DATASET CONTENT:
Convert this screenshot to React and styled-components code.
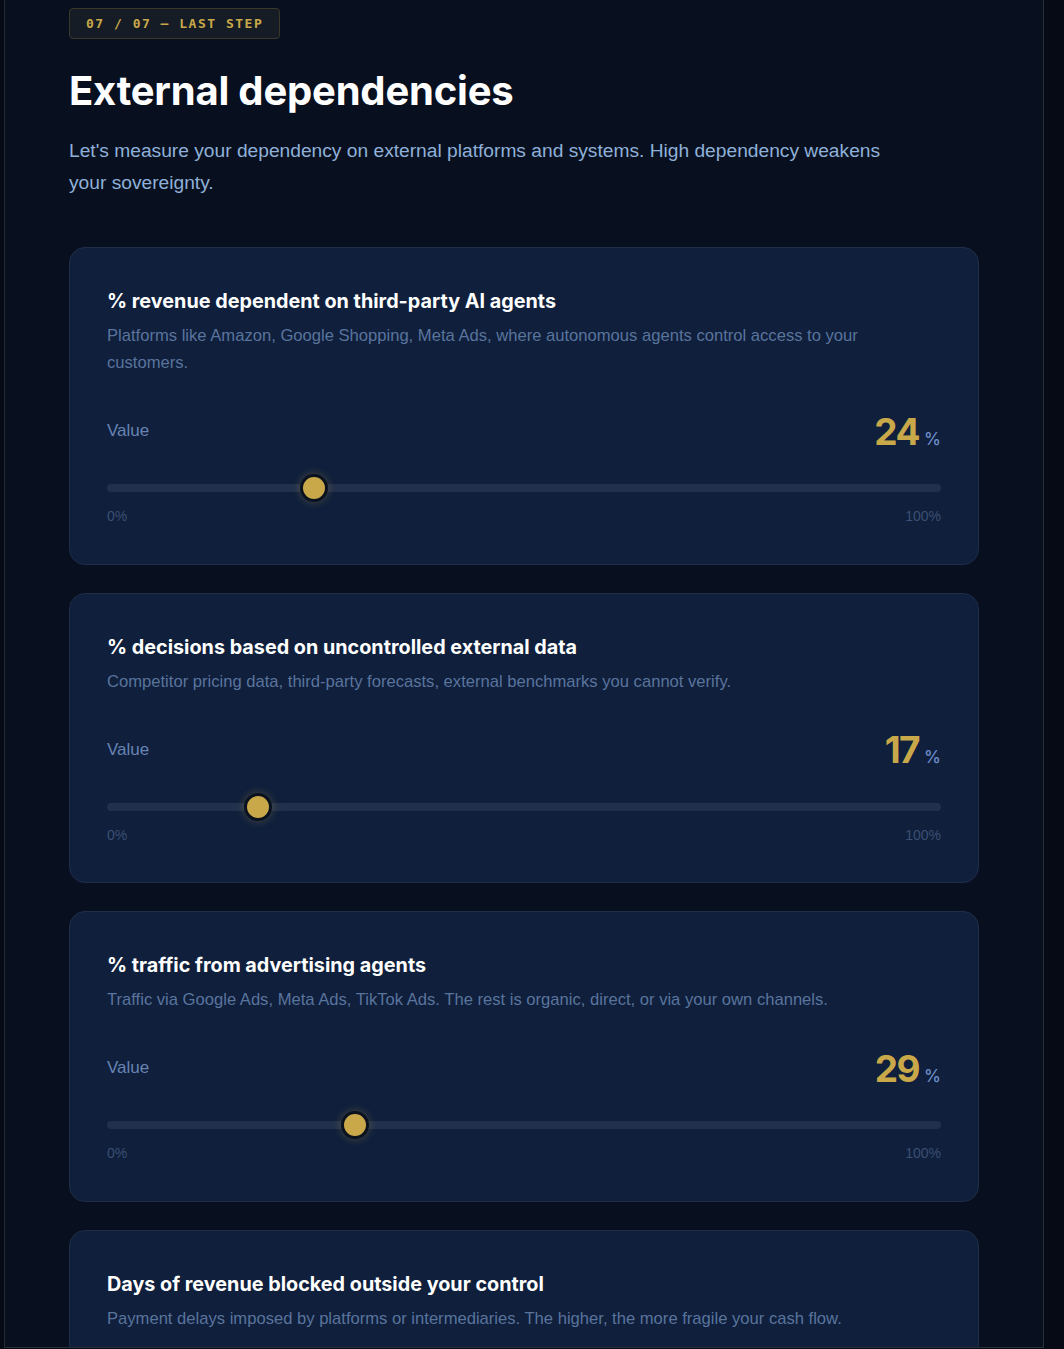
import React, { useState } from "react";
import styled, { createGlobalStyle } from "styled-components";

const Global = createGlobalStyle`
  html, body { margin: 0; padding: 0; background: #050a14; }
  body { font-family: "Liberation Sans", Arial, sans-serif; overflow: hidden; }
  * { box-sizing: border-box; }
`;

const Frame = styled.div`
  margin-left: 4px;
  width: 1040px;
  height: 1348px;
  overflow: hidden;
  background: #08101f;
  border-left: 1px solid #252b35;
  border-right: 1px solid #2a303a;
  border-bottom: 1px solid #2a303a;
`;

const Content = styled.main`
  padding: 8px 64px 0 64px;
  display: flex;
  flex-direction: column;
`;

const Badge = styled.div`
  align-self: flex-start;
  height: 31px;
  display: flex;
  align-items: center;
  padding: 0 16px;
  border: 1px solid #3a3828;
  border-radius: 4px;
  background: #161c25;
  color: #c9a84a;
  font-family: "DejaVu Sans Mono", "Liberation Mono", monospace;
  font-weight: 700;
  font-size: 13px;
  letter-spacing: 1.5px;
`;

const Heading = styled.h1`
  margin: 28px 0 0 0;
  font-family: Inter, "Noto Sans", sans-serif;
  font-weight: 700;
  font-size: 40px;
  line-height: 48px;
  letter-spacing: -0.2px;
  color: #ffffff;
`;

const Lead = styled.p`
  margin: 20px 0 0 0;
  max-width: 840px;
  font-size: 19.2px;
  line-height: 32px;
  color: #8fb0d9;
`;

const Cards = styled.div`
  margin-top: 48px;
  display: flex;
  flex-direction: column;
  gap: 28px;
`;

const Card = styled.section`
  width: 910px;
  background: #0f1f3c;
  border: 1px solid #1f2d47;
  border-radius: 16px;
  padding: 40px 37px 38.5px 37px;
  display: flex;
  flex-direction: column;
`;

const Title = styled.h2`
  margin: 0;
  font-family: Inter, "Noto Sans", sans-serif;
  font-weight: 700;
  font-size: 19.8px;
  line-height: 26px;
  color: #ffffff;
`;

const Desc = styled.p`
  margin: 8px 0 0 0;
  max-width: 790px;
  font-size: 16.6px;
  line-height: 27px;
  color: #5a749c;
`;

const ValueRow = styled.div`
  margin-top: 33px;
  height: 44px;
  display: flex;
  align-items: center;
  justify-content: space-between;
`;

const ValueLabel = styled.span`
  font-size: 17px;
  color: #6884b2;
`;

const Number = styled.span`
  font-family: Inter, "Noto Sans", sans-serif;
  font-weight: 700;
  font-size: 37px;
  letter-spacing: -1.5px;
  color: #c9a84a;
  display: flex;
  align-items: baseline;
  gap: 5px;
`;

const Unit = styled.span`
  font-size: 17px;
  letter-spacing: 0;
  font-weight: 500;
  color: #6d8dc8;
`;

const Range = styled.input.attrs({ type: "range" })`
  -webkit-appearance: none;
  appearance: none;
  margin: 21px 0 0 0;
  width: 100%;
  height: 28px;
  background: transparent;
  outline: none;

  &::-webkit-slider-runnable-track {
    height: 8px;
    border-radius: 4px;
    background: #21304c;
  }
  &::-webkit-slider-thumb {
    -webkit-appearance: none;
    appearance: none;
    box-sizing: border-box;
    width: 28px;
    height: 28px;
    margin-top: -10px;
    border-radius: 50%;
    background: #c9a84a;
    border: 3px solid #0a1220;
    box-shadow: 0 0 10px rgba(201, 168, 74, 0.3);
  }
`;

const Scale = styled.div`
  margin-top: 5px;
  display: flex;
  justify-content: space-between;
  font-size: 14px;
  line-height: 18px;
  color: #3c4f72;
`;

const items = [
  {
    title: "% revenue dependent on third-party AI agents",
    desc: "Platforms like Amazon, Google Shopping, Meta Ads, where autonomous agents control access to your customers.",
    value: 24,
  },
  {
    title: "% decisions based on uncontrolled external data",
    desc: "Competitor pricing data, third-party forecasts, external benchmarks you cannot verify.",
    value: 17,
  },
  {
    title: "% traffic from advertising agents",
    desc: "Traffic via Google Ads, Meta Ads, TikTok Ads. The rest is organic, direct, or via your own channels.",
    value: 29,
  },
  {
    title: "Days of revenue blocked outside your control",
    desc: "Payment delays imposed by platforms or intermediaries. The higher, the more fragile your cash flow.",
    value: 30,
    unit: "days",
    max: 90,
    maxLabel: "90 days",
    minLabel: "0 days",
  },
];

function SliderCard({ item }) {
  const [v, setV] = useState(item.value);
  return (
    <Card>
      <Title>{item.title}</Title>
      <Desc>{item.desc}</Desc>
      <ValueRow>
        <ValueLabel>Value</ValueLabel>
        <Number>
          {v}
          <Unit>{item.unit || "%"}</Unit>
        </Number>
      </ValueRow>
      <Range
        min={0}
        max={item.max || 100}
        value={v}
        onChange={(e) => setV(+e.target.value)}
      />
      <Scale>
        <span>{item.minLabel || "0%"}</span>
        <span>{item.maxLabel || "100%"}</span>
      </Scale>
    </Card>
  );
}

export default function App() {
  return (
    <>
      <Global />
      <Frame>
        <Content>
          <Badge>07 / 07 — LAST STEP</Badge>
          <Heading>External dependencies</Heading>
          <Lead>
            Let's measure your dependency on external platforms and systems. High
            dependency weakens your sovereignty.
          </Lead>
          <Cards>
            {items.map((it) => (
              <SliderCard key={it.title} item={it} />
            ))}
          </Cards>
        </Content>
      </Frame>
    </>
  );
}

WORK TO BE COMPLETED: From the data above, work out how many lines contain the string "React" and reply with only the number.

FULL OUTPUT: 2